** Begin **

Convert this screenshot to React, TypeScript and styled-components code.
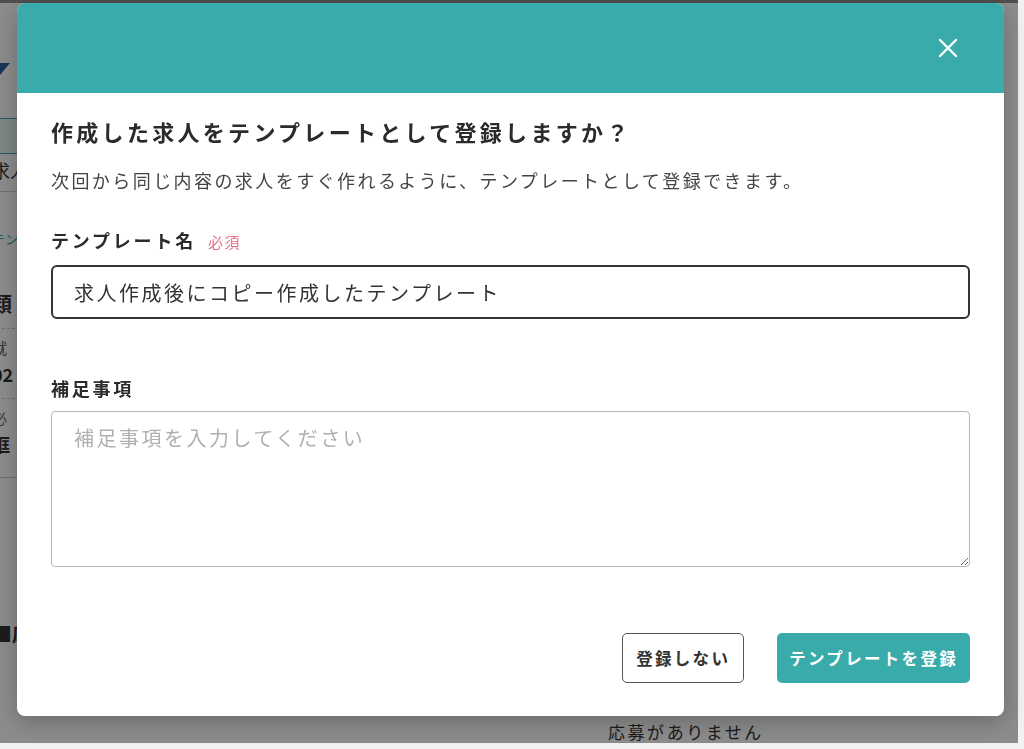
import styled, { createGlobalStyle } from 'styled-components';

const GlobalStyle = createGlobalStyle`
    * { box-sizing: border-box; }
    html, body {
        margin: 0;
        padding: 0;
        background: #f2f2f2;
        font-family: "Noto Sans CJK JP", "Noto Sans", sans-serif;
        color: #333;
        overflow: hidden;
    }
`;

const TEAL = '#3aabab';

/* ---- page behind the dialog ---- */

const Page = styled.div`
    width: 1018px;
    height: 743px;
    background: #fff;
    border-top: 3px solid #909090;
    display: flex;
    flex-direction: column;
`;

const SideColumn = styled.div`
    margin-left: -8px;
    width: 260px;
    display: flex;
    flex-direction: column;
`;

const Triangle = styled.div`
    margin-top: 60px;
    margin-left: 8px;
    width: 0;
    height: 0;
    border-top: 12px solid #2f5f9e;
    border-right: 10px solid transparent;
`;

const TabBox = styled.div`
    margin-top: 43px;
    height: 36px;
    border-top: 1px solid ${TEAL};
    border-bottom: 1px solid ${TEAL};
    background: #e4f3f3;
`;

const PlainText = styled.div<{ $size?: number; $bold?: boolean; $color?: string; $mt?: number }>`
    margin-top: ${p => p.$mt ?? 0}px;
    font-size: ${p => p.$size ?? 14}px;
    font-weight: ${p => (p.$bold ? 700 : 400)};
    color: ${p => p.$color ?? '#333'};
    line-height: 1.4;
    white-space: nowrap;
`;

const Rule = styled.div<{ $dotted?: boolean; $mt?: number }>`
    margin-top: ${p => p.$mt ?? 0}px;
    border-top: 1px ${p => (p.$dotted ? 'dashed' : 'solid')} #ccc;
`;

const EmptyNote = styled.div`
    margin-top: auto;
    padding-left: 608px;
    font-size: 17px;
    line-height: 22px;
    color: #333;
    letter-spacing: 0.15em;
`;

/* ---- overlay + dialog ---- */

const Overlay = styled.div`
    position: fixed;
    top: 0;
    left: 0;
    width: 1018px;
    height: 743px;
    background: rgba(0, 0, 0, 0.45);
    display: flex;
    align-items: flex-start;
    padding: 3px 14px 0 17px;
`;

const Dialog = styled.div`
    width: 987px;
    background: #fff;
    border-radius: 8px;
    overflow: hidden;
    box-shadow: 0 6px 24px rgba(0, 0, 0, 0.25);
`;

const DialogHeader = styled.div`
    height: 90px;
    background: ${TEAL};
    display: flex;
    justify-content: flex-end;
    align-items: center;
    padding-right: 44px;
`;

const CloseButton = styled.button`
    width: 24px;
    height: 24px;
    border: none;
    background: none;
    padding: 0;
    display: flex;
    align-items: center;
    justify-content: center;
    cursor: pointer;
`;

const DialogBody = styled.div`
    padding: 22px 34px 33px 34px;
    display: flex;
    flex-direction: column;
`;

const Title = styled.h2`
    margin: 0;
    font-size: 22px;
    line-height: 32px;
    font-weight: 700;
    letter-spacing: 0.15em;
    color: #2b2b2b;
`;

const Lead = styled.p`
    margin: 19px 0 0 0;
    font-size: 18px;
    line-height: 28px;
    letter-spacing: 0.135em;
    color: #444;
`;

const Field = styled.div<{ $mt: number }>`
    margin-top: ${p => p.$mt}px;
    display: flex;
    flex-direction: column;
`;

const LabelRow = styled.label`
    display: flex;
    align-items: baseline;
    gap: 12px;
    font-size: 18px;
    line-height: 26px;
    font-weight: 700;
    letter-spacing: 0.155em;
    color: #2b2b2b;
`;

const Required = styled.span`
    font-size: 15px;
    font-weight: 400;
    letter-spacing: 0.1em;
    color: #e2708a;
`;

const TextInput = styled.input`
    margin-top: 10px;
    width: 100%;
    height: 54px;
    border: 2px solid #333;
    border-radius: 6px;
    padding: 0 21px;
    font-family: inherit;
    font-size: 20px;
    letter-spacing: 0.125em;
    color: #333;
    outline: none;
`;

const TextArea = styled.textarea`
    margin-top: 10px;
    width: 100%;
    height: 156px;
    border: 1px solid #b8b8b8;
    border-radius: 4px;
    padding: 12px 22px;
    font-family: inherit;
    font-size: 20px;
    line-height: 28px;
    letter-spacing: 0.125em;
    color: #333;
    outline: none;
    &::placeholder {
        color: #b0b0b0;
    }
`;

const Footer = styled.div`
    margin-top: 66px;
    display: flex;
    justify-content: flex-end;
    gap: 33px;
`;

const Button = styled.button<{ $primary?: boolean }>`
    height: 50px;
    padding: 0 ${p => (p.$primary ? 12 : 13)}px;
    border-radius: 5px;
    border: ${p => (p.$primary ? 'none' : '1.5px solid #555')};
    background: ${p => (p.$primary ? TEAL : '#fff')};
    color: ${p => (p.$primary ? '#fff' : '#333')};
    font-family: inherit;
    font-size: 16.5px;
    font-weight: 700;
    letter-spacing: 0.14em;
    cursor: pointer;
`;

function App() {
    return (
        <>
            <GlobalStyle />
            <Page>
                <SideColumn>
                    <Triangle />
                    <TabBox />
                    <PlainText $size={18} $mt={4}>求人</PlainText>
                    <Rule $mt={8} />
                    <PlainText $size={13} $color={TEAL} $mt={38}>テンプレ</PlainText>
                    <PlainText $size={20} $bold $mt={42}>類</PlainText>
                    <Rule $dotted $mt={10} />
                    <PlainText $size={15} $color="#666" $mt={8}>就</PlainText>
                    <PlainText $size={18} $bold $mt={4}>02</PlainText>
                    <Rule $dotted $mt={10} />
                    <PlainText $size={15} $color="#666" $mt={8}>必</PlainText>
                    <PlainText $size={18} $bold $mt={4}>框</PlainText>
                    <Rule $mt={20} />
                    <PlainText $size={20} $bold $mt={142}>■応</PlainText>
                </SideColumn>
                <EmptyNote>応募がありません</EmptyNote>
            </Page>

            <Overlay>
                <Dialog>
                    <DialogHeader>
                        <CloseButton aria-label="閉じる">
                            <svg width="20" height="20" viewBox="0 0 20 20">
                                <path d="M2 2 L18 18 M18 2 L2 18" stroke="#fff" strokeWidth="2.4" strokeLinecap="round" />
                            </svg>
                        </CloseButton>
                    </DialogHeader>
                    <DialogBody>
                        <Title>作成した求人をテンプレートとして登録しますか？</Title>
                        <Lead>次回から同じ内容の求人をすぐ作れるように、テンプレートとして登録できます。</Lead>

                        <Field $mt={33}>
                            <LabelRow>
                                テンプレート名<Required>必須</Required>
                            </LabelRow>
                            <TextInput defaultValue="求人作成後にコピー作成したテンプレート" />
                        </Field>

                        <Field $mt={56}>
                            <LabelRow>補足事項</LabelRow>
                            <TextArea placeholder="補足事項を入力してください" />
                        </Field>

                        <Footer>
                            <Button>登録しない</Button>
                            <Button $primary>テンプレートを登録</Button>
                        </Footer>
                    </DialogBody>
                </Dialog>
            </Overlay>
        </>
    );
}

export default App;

** End **

Show the lines that mention the word "components".

Convert this screenshot to React, TypeScript and styled-components code.
import styled, { createGlobalStyle } from 'styled-components';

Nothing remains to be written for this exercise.